> Data lines:

▬▬▬▬▬▬

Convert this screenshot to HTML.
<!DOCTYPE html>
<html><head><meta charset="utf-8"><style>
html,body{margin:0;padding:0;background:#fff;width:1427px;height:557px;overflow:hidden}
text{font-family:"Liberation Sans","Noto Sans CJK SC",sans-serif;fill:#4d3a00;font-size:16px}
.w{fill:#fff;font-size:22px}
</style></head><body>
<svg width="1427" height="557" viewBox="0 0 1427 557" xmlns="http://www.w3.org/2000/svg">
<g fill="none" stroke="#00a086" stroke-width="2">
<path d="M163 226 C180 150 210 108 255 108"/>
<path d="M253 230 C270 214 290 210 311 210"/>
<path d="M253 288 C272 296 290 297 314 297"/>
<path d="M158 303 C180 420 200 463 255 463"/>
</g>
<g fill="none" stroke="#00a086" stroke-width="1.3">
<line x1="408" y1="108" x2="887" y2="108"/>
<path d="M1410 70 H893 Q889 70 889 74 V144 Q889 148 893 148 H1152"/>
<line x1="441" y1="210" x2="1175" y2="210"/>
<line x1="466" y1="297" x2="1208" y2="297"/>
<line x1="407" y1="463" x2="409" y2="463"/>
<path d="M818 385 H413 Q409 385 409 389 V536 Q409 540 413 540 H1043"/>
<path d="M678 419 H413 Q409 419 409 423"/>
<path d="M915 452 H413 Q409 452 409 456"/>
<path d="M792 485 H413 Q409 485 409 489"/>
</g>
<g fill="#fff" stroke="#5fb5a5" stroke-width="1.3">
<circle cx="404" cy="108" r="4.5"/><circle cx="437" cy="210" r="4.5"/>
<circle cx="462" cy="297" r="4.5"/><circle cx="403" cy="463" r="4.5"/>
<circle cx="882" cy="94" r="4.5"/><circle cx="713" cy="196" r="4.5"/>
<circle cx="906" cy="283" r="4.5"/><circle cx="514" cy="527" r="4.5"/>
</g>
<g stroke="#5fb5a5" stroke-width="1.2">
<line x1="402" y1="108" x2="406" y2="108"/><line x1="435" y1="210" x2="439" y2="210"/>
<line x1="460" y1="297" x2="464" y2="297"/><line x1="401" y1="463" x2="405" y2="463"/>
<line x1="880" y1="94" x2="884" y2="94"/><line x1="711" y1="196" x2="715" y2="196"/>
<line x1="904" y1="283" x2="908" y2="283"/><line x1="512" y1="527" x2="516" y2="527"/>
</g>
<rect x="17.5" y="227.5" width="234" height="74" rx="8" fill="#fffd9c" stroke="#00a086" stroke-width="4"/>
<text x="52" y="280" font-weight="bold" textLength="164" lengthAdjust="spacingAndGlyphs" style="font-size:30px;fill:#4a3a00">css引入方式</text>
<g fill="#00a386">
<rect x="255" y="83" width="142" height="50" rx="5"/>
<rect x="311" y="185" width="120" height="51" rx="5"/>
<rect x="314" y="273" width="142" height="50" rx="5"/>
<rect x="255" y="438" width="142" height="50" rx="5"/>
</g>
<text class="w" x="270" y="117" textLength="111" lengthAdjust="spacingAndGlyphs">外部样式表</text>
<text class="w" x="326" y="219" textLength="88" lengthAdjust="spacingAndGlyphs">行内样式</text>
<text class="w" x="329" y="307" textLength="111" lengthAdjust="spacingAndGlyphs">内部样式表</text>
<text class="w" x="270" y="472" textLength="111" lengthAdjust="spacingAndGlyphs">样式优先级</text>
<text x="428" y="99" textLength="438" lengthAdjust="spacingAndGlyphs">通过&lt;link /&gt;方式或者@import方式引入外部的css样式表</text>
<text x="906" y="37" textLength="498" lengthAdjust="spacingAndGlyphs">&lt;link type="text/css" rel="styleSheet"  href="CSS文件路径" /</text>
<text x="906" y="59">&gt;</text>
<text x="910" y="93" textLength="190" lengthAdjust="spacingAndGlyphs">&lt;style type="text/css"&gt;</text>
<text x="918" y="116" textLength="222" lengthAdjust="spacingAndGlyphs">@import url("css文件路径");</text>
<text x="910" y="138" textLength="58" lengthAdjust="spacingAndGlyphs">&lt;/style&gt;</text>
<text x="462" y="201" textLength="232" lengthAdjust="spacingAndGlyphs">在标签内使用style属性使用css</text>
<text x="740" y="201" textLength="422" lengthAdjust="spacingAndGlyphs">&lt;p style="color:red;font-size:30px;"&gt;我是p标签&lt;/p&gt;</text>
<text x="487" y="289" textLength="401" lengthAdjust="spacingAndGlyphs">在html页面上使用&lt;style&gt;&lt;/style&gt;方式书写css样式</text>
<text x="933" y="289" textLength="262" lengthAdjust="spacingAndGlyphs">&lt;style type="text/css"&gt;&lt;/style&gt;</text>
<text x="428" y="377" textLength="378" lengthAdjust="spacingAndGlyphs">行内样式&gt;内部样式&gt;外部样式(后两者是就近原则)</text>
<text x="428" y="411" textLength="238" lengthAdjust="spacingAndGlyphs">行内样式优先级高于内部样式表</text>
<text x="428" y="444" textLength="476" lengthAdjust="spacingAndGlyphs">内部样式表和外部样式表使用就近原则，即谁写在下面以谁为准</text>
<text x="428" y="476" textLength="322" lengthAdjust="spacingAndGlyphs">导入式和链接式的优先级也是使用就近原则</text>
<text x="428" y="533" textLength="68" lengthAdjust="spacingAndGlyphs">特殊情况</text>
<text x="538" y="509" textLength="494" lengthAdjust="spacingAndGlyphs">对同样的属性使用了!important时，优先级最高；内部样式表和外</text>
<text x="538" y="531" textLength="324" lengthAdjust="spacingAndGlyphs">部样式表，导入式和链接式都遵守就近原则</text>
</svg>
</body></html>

▬▬▬▬▬▬

> Short problem: Output all of the material, please, exactly as it stands.

> Complete response:
Convert this screenshot to HTML.
<!DOCTYPE html>
<html><head><meta charset="utf-8"><style>
html,body{margin:0;padding:0;background:#fff;width:1427px;height:557px;overflow:hidden}
text{font-family:"Liberation Sans","Noto Sans CJK SC",sans-serif;fill:#4d3a00;font-size:16px}
.w{fill:#fff;font-size:22px}
</style></head><body>
<svg width="1427" height="557" viewBox="0 0 1427 557" xmlns="http://www.w3.org/2000/svg">
<g fill="none" stroke="#00a086" stroke-width="2">
<path d="M163 226 C180 150 210 108 255 108"/>
<path d="M253 230 C270 214 290 210 311 210"/>
<path d="M253 288 C272 296 290 297 314 297"/>
<path d="M158 303 C180 420 200 463 255 463"/>
</g>
<g fill="none" stroke="#00a086" stroke-width="1.3">
<line x1="408" y1="108" x2="887" y2="108"/>
<path d="M1410 70 H893 Q889 70 889 74 V144 Q889 148 893 148 H1152"/>
<line x1="441" y1="210" x2="1175" y2="210"/>
<line x1="466" y1="297" x2="1208" y2="297"/>
<line x1="407" y1="463" x2="409" y2="463"/>
<path d="M818 385 H413 Q409 385 409 389 V536 Q409 540 413 540 H1043"/>
<path d="M678 419 H413 Q409 419 409 423"/>
<path d="M915 452 H413 Q409 452 409 456"/>
<path d="M792 485 H413 Q409 485 409 489"/>
</g>
<g fill="#fff" stroke="#5fb5a5" stroke-width="1.3">
<circle cx="404" cy="108" r="4.5"/><circle cx="437" cy="210" r="4.5"/>
<circle cx="462" cy="297" r="4.5"/><circle cx="403" cy="463" r="4.5"/>
<circle cx="882" cy="94" r="4.5"/><circle cx="713" cy="196" r="4.5"/>
<circle cx="906" cy="283" r="4.5"/><circle cx="514" cy="527" r="4.5"/>
</g>
<g stroke="#5fb5a5" stroke-width="1.2">
<line x1="402" y1="108" x2="406" y2="108"/><line x1="435" y1="210" x2="439" y2="210"/>
<line x1="460" y1="297" x2="464" y2="297"/><line x1="401" y1="463" x2="405" y2="463"/>
<line x1="880" y1="94" x2="884" y2="94"/><line x1="711" y1="196" x2="715" y2="196"/>
<line x1="904" y1="283" x2="908" y2="283"/><line x1="512" y1="527" x2="516" y2="527"/>
</g>
<rect x="17.5" y="227.5" width="234" height="74" rx="8" fill="#fffd9c" stroke="#00a086" stroke-width="4"/>
<text x="52" y="280" font-weight="bold" textLength="164" lengthAdjust="spacingAndGlyphs" style="font-size:30px;fill:#4a3a00">css引入方式</text>
<g fill="#00a386">
<rect x="255" y="83" width="142" height="50" rx="5"/>
<rect x="311" y="185" width="120" height="51" rx="5"/>
<rect x="314" y="273" width="142" height="50" rx="5"/>
<rect x="255" y="438" width="142" height="50" rx="5"/>
</g>
<text class="w" x="270" y="117" textLength="111" lengthAdjust="spacingAndGlyphs">外部样式表</text>
<text class="w" x="326" y="219" textLength="88" lengthAdjust="spacingAndGlyphs">行内样式</text>
<text class="w" x="329" y="307" textLength="111" lengthAdjust="spacingAndGlyphs">内部样式表</text>
<text class="w" x="270" y="472" textLength="111" lengthAdjust="spacingAndGlyphs">样式优先级</text>
<text x="428" y="99" textLength="438" lengthAdjust="spacingAndGlyphs">通过&lt;link /&gt;方式或者@import方式引入外部的css样式表</text>
<text x="906" y="37" textLength="498" lengthAdjust="spacingAndGlyphs">&lt;link type="text/css" rel="styleSheet"  href="CSS文件路径" /</text>
<text x="906" y="59">&gt;</text>
<text x="910" y="93" textLength="190" lengthAdjust="spacingAndGlyphs">&lt;style type="text/css"&gt;</text>
<text x="918" y="116" textLength="222" lengthAdjust="spacingAndGlyphs">@import url("css文件路径");</text>
<text x="910" y="138" textLength="58" lengthAdjust="spacingAndGlyphs">&lt;/style&gt;</text>
<text x="462" y="201" textLength="232" lengthAdjust="spacingAndGlyphs">在标签内使用style属性使用css</text>
<text x="740" y="201" textLength="422" lengthAdjust="spacingAndGlyphs">&lt;p style="color:red;font-size:30px;"&gt;我是p标签&lt;/p&gt;</text>
<text x="487" y="289" textLength="401" lengthAdjust="spacingAndGlyphs">在html页面上使用&lt;style&gt;&lt;/style&gt;方式书写css样式</text>
<text x="933" y="289" textLength="262" lengthAdjust="spacingAndGlyphs">&lt;style type="text/css"&gt;&lt;/style&gt;</text>
<text x="428" y="377" textLength="378" lengthAdjust="spacingAndGlyphs">行内样式&gt;内部样式&gt;外部样式(后两者是就近原则)</text>
<text x="428" y="411" textLength="238" lengthAdjust="spacingAndGlyphs">行内样式优先级高于内部样式表</text>
<text x="428" y="444" textLength="476" lengthAdjust="spacingAndGlyphs">内部样式表和外部样式表使用就近原则，即谁写在下面以谁为准</text>
<text x="428" y="476" textLength="322" lengthAdjust="spacingAndGlyphs">导入式和链接式的优先级也是使用就近原则</text>
<text x="428" y="533" textLength="68" lengthAdjust="spacingAndGlyphs">特殊情况</text>
<text x="538" y="509" textLength="494" lengthAdjust="spacingAndGlyphs">对同样的属性使用了!important时，优先级最高；内部样式表和外</text>
<text x="538" y="531" textLength="324" lengthAdjust="spacingAndGlyphs">部样式表，导入式和链接式都遵守就近原则</text>
</svg>
</body></html>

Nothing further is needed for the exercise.